Using Roger’s rewrite as a base, I iterated a couple of times towards the final product.

$fn = 256;
epsilon = 0.001;

difference() {
  union() {
    translate([0, 0,11 - epsilon]) cylinder(h = 14              , r = 13);
    translate([0, 0, 7          ]) cylinder(h =  4              , r = 10);
    translate([0, 0, 4 - epsilon]) cylinder(h =  3 + 2 * epsilon, r1 = 22, r2 = 13);
    translate([0, 0, 0          ]) cylinder(h =  4              , r = 22);
  }
  translate([0, 0, 13           ]) cylinder(h = 19 + 2 * epsilon, r = 9);
}


Left: first iteration, with some tooling marks from trying to adjust fit with: file, saw, makeshift drill-press-based lathe
Middle: second iteration; added the sloped shoulder on the bottom disc, but the inset collar was not big enough
Right: final print, in blue by my eldest’s request

Printing was done with some basic supports in the collar/neck area; walls were set to 2mm (basically the entire thickness of some sections), and infill was otherwise set at 75%, to give the thing a snowball’s chance in hell to survive.

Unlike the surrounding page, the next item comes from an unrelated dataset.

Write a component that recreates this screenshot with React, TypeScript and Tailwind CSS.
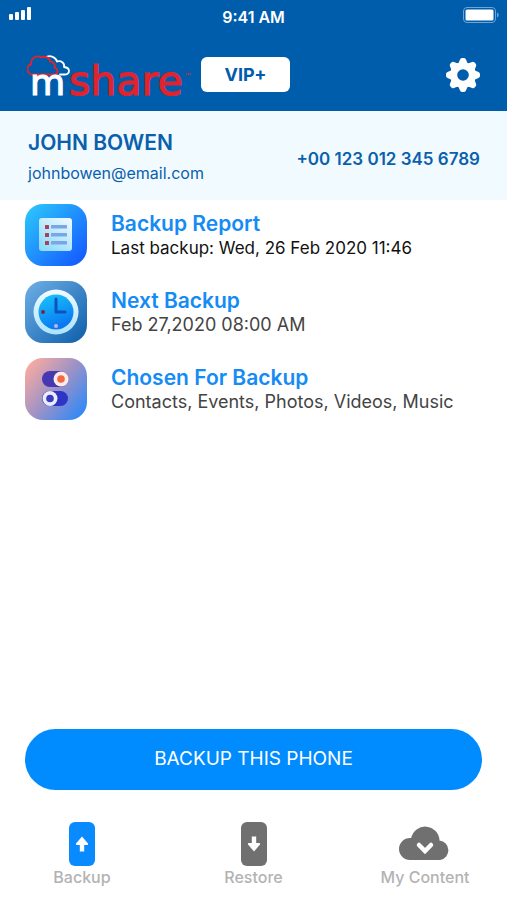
import type { ReactNode } from "react"

function StatusBar() {
	return (
		<div className="grid grid-cols-3 items-start h-[34px] px-2 pt-[7px] text-white">
			<svg width="25" height="14" viewBox="0 0 25 14" fill="currentColor">
				<rect x="1" y="7" width="4" height="6" rx="1" />
				<rect x="7" y="5" width="4" height="8" rx="1" />
				<rect x="13" y="3" width="4" height="10" rx="1" />
				<rect x="19" y="0" width="4" height="13" rx="1" />
			</svg>
			<div className="text-center text-[16px] leading-[20px] font-semibold">
				9:41 AM
			</div>
			<svg
				className="justify-self-end"
				width="36"
				height="16"
				viewBox="0 0 36 16"
			>
				<rect
					x="0.5"
					y="0.5"
					width="32"
					height="15"
					rx="3.5"
					fill="none"
					stroke="#6fa5d6"
				/>
				<rect x="2.5" y="2.5" width="28" height="11" rx="1.5" fill="#fff" />
				<path d="M34 5.5c2.2 1 2.2 4 0 5z" fill="#6fa5d6" />
			</svg>
		</div>
	)
}

function Logo() {
	return (
		<svg
			className="shrink-0"
			width="168"
			height="60"
			viewBox="0 -3 168 60"
			role="img"
			aria-label="mshare"
		>
			<g fill="none" strokeWidth="1.8" strokeLinejoin="round" strokeLinecap="round">
				<path
					d="M19.5 9C23 7 29 9 30 13.5C34 12 38 15 37 19C44 20 43 26 38 26.5H33"
					stroke="#fff"
				/>
				<path
					d="M5 26.5C-1 25.5-1 17.5 4 16.5C4 9 10 7 14 9.5C18 7.5 23 10 23 13.5C27 14 28.5 17 27.5 19.5C32 21.5 31 26.5 27 26.5Z"
					stroke="#e0232e"
				/>
			</g>
			<text
				x="3"
				y="47"
				fill="#fff"
				stroke="#fff"
				strokeWidth="1.2"
				fontSize="36"
				fontFamily="DejaVu Sans"
			>
				m
			</text>
			<text
				x="42"
				y="47"
				fill="#e0232e"
				stroke="#e0232e"
				strokeWidth="1.2"
				fontSize="41"
				fontFamily="DejaVu Sans"
			>
				share
			</text>
			<text x="158" y="32" fill="#e0232e" fontSize="9" fontFamily="Inter">
				™
			</text>
		</svg>
	)
}

function GearIcon() {
	return (
		<svg width="34" height="34" viewBox="0 0 34 34" fill="#fff">
			<mask id="gearHole">
				<rect width="34" height="34" fill="#fff" />
				<circle cx="17" cy="17" r="5.8" fill="#000" />
			</mask>
			<g mask="url(#gearHole)">
				<circle cx="17" cy="17" r="13" />
				{[0, 45, 90, 135, 180, 225, 270, 315].map((angle) => (
					<path
						key={angle}
						d="M12 6.5 13.8 2Q14.5 0 16 0h2q1.5 0 2.2 2L22 6.5z"
						transform={`rotate(${angle} 17 17)`}
					/>
				))}
			</g>
		</svg>
	)
}

function ReportIcon() {
	return (
		<svg className="shrink-0" width="62" height="62" viewBox="0 0 62 62">
			<defs>
				<linearGradient id="reportBg" x1="0" y1="0" x2="1" y2="1">
					<stop offset="0" stopColor="#2ccbfb" />
					<stop offset="1" stopColor="#1452ff" />
				</linearGradient>
				<linearGradient id="reportPage" x1="1" y1="0" x2="0.3" y2="1">
					<stop offset="0" stopColor="#f4fbff" />
					<stop offset="1" stopColor="#8fdcfd" />
				</linearGradient>
			</defs>
			<rect width="62" height="62" rx="18" fill="url(#reportBg)" />
			<rect x="14" y="14" width="33" height="33" rx="3" fill="url(#reportPage)" />
			{[21, 29, 37].map((y) => (
				<g key={y}>
					<rect x="20" y={y} width="4" height="4" rx="0.5" fill="#a84152" />
					<rect x="26" y={y} width="16" height="3.5" rx="0.5" fill="#7ba5e4" />
				</g>
			))}
		</svg>
	)
}

function ClockIcon() {
	return (
		<svg className="shrink-0" width="62" height="62" viewBox="0 0 62 62">
			<defs>
				<linearGradient id="clockBg" x1="0" y1="0" x2="1" y2="1">
					<stop offset="0" stopColor="#6fb0e6" />
					<stop offset="1" stopColor="#0c5eaa" />
				</linearGradient>
				<linearGradient id="clockRim" x1="0" y1="0" x2="0" y2="1">
					<stop offset="0" stopColor="#f2faff" />
					<stop offset="1" stopColor="#a9e4fc" />
				</linearGradient>
				<linearGradient id="clockFace" x1="0" y1="0" x2="0.4" y2="1">
					<stop offset="0" stopColor="#19c8fb" />
					<stop offset="1" stopColor="#0a78f2" />
				</linearGradient>
			</defs>
			<rect width="62" height="62" rx="18" fill="url(#clockBg)" />
			<circle cx="31" cy="31" r="22.5" fill="url(#clockRim)" />
			<circle cx="31" cy="31" r="17.5" fill="url(#clockFace)" />
			<path
				d="M31 18v13h9"
				fill="none"
				stroke="#0a55bd"
				strokeWidth="3"
				strokeLinecap="round"
				strokeLinejoin="round"
			/>
			<circle cx="18" cy="31" r="2" fill="#7a2450" />
			<circle cx="31" cy="45" r="2" fill="#c7b4e2" />
		</svg>
	)
}

function TogglesIcon() {
	return (
		<svg className="shrink-0" width="62" height="62" viewBox="0 0 62 62">
			<defs>
				<linearGradient id="togglesBg" x1="0" y1="0.1" x2="1" y2="0.9">
					<stop offset="0" stopColor="#ffac9f" />
					<stop offset="0.5" stopColor="#9d92c6" />
					<stop offset="1" stopColor="#2788fb" />
				</linearGradient>
			</defs>
			<rect width="62" height="62" rx="18" fill="url(#togglesBg)" />
			<rect x="17" y="13" width="26" height="16" rx="8" fill="#4538b2" />
			<circle cx="36" cy="21" r="7.5" fill="#ffece4" />
			<circle cx="36" cy="21" r="3.8" fill="#f4684a" />
			<rect x="17" y="33" width="26" height="15" rx="7.5" fill="#2e35c4" />
			<circle cx="25" cy="40.5" r="7.5" fill="#e9edff" />
			<circle cx="25" cy="40.5" r="3.8" fill="#3c3bc0" />
		</svg>
	)
}

function PhoneIcon({ down }: { down?: boolean }) {
	return (
		<svg width="26" height="44" viewBox="0 0 26 44">
			<rect width="26" height="44" rx="6" fill="currentColor" />
			<path
				d="M13 14.5 19 21.5q.5 1.5-1 1.5h-2.8v6.5h-4.4V23H8q-1.5 0-1-1.5z"
				fill="#fff"
				transform={down ? "rotate(180 13 22)" : undefined}
			/>
		</svg>
	)
}

function CloudIcon() {
	return (
		<svg width="52" height="44" viewBox="0 0 52 44">
			<path
				d="M11 38A11 11 0 0 1 11 16H12.2A14.3 14.3 0 0 1 40.5 18.4A9.9 9.9 0 0 1 41.200 38z"
				fill="currentColor"
			/>
			<path
				d="M20 23 26 29 32 23"
				fill="none"
				stroke="#fff"
				strokeWidth="4.5"
				strokeLinecap="round"
			/>
		</svg>
	)
}

function Row({
	icon,
	title,
	children
}: {
	icon: ReactNode
	title: string
	children: ReactNode
}) {
	return (
		<li className="flex items-start gap-6">
			{icon}
			<div className="pt-[7px] leading-[24px]">
				<h2 className="text-[21px] leading-[25px] font-semibold text-[#148bf5]">
					{title}
				</h2>
				{children}
			</div>
		</li>
	)
}

function Tab({
	icon,
	label,
	color
}: {
	icon: ReactNode
	label: string
	color: string
}) {
	return (
		<button className={`flex flex-col items-center w-[114px] ${color}`}>
			{icon}
			<span className="text-[16px] leading-[22px] font-medium text-[#b3b3b3]">
				{label}
			</span>
		</button>
	)
}

export default function App() {
	return (
		<div className="flex flex-col min-h-screen bg-white font-['Inter',sans-serif]">
			<header className="bg-[#005dab]">
				<StatusBar />
				<div className="flex items-center h-[77px] px-[27px] pt-1">
					<Logo />
					<button className="ml-[6px] w-[89px] h-[35px] rounded-[6px] bg-white text-[18px] font-bold text-[#005dab]">
						VIP+
					</button>
					<button className="ml-auto" aria-label="Settings">
						<GearIcon />
					</button>
				</div>
			</header>

			<section className="flex items-center justify-between h-[89px] pl-7 pr-[27px] pt-1 bg-[#f1fbff] text-[#0b60ab]">
				<div>
					<h1 className="text-[21px] leading-[30px] font-semibold">JOHN BOWEN</h1>
					<p className="text-[16px] leading-[30px]">johnbowen@email.com</p>
				</div>
				<div className="pt-1 text-[17px] font-semibold">+00 123 012 345 6789</div>
			</section>

			<ul className="flex flex-col gap-[15px] px-[25px] pt-1">
				<Row icon={<ReportIcon />} title="Backup Report">
					<p className="text-[17px] text-[#111]">
						Last backup: Wed, 26 Feb 2020 11:46
					</p>
				</Row>
				<Row icon={<ClockIcon />} title="Next Backup">
					<p className="text-[18px] text-[#444]">Feb 27,2020 08:00 AM</p>
				</Row>
				<Row icon={<TogglesIcon />} title="Chosen For Backup">
					<p className="text-[18px] text-[#444]">
						Contacts, Events, Photos, Videos, Music
					</p>
				</Row>
			</ul>

			<div className="mt-auto px-[25px]">
				<button className="w-full h-[61px] rounded-full bg-[#008cff] text-[19px] text-white">
					BACKUP THIS PHONE
				</button>
			</div>
			<nav className="flex justify-between px-[25px] pt-8 pb-3">
				<Tab icon={<PhoneIcon />} label="Backup" color="text-[#0a8aff]" />
				<Tab icon={<PhoneIcon down />} label="Restore" color="text-[#707070]" />
				<Tab icon={<CloudIcon />} label="My Content" color="text-[#707070]" />
			</nav>
		</div>
	)
}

A very snug fit. A machinist would call this a slip fit, I believe. I mixed a very small amount (half a mL?) of 2-part epoxy in-place in the part, and then slowly seated the original piece down into it. I twisted the parts several times to help even out the epoxy that overflowed out the top


Finished product… for now

It has a very smooth action; I’m quite proud of myself.

We’ll see how PLA and my 10-year old epoxy holds up to the summer heat.